Eroding a civic cornerstone to disown national enemies is counterproductive, and no country should unilaterally worsen global statelessness. Patel and her colleagues might not agree with that, but a previous generation of Conservatives did. In September 1972, when Lord Hailsham outlined arrangements to admit Asians expelled from Uganda by Idi Amin – refugees with UK passports who’d been hastily disqualified from British citizenship four years earlier – he conceded that ‘a state is under a duty as between other states to accept in its territories those of its nationals who have nowhere else to go.’
Comity has given way to widespread expediency (powers to strip citizenship from alleged or convicted terrorists have expanded in at least a dozen countries since 2010), and the UK has gone furthest. Even oligarchies and autocrats are showing more restraint. Laws recently tabled in Russia and Belarus threaten to repudiate citizens who perpetrate ‘crimes against the state’ and ‘extremist activities’, but they retain, in theory at least, a tradition that British governments have abandoned: if you’re native-born, you can’t be cut loose.
Plenty of parliamentarians will object when Clause 9 of the Nationality and Borders Bill is properly scrutinised for the first time later this month. Expanding the limits of an already draconian power isn’t a technical abstraction; to many people, including me, it’s personal. Though I was born in Parsons Green, my father grew up in Pakistan, which acknowledges citizenship by descent. That means the home secretary could annul my Britishness, without even telling me, on the strength of a foreign entitlement I wouldn’t know what to do with. Apologists for executive discretion often argue that the innocent needn’t worry, but that complacent assumption misses the point. It isn’t only the notional risk of a despotic home secretary that’s disturbing. It’s the injustice of knowing that most citizens face no risk at all.

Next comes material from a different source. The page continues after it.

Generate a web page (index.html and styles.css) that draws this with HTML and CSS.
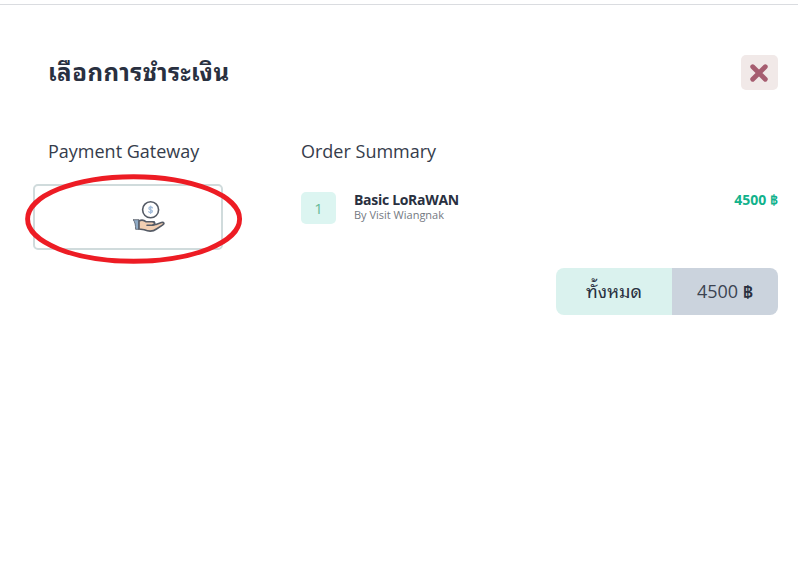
FILE: index.html
```html
<!DOCTYPE html>
<html lang="th">
<head>
<meta charset="utf-8">
<title>เลือกการชำระเงิน</title>
<link rel="stylesheet" href="styles.css">
</head>
<body>
<main class="checkout">
  <header class="head">
    <h1 class="title">เลือกการชำระเงิน</h1>
    <button class="close" aria-label="Close">
      <svg width="18" height="18" viewBox="0 0 18 18"><path d="M2.7 2.7 15.3 15.3M15.3 2.7 2.7 15.3"/></svg>
    </button>
  </header>
  <div class="columns">
    <section class="gateway">
      <h2 class="heading gateway-heading">Payment Gateway</h2>
      <div class="method">
        <svg class="hand" width="32" height="34" viewBox="0 0 32 34">
          <circle class="coin" cx="17.6" cy="9.8" r="8"/>
          <path class="dollar" d="M19.4 7.9C18.8 6.8 15.9 6.4 15.9 8.4S19.4 9.5 19.4 11.2 16.3 12.8 15.7 11.7M17.6 6.2V13.4"/>
          <path class="cuff" d="M.2 19.7H6V29.3H2.6C2.6 25.6 2.2 22 .2 19.7Z"/>
          <path class="palm" d="M6 21C8.5 19.5 11 20 13.3 21.8H20C22.2 21.8 22.3 24.6 20 24.7L23 24.5 28.4 22.6C30.8 21.8 31.8 23.6 29.8 24.8L23.5 29C19.5 32 15 31.3 11.3 29.8L6 29Z"/>
          <path class="finger" d="M14 25.2H20C22.3 25 22.2 21.8 20 21.8"/>
        </svg>
        <svg class="ring" width="218" height="90" viewBox="0 0 218 90"><ellipse cx="108.6" cy="45" rx="106" ry="42.3"/></svg>
      </div>
    </section>
    <section class="summary">
      <h2 class="heading">Order Summary</h2>
      <div class="item">
        <span class="count">1</span>
        <div class="details">
          <strong class="name">Basic LoRaWAN</strong>
          <span class="author">By Visit Wiangnak</span>
        </div>
        <strong class="price">4500 ฿</strong>
      </div>
      <div class="total">
        <span class="total-label">ทั้งหมด</span>
        <span class="total-value">4500 <b class="baht">฿</b></span>
      </div>
    </section>
  </div>
</main>
</body>
</html>
```
FILE: styles.css
```css
* { box-sizing: border-box; }
body {
  margin: 0;
  background: #fff;
  color: #293040;
  font-family: "Open Sans", "Noto Sans Thai Looped", Loma, Waree, Garuda, "Noto Sans Thai", "Noto Sans", sans-serif;
}
.checkout {
  margin-top: 4px;
  border-top: 1px solid #dadce0;
  padding: 50px 20px 0 33px;
}
.head {
  display: flex;
  justify-content: space-between;
  height: 35px;
  padding-left: 15px;
}
.title {
  margin: 0;
  font-size: 24px;
  line-height: 34px;
  font-weight: 700;
  letter-spacing: .5px;
  white-space: nowrap;
}
.close {
  display: flex;
  align-items: center;
  justify-content: center;
  width: 37px;
  height: 35px;
  padding: 0 1px 0 0;
  border: 0;
  border-radius: 5px;
  background: #f1e9e8;
}
.close path { stroke: #a65d70; stroke-width: 4.8; stroke-linecap: round; }
.columns {
  display: grid;
  grid-template-columns: 190px 477px;
  justify-content: space-between;
  padding-top: 47px;
}
.heading {
  margin: 0;
  color: #353c4b;
  font-size: 18px;
  line-height: 28px;
  font-weight: 400;
  white-space: nowrap;
}
.gateway-heading { padding-left: 15px; }
.method {
  position: relative;
  display: flex;
  height: 66px;
  margin-top: 19px;
  padding: 14px 0 0 98px;
  border: 2px solid #d0dbdc;
  border-radius: 5px;
}
.hand { fill: none; stroke: #555b66; stroke-width: 1.6; stroke-linejoin: round; stroke-linecap: round; }
.hand .dollar { stroke: #a3bddb; stroke-width: 1.3; }
.hand .cuff { fill: #8fabc6; stroke-width: .8; }
.hand .palm { fill: #f2cfb2; }
.ring { position: absolute; left: -10px; top: -12px; fill: none; stroke: #ed1c24; stroke-width: 4.9; }
.item {
  display: flex;
  height: 32px;
  margin-top: 27px;
}
.count {
  width: 35px;
  height: 32px;
  margin-right: 18px;
  border-radius: 5px;
  background: #dcf5f1;
  color: #65b996;
  font-size: 15px;
  line-height: 33px;
  text-align: center;
}
.details { display: flex; flex-direction: column; flex: 1; }
.name { font-size: 14px; line-height: 16px; letter-spacing: -.3px; }
.author { color: #747982; font-size: 11px; line-height: 14px; }
.price { color: #12b28c; font-size: 14px; line-height: 16px; }
.total {
  display: flex;
  width: 222px;
  height: 47px;
  margin: 44px 0 0 auto;
  border-radius: 8px;
  overflow: hidden;
  font-size: 18px;
  line-height: 47px;
  text-align: center;
  white-space: nowrap;
}
.total-label { width: 116px; background: #daf2ee; }
.total-value { flex: 1; background: #cbd3dd; color: #3c4351; }
.baht { color: #293040; font-weight: 600; }
```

Oddly enough, Priti Patel’s citizenship is also provisional. She’s nurtured a backstory that might seem to exclude dual nationality, involving her family’s arbitrary expulsion from Uganda in 1972, but in reality her father came to England in 1965, several years before Ugandan Asians had to start worrying about their passport entitlements. He’d emigrated to Africa from India, because his own father had hoped Uganda would offer economic opportunities, and was born in the state of Gujarat. That gives Patel a right to Indian citizenship by descent. The law she wants to extend will devalue her own legal claim to be British.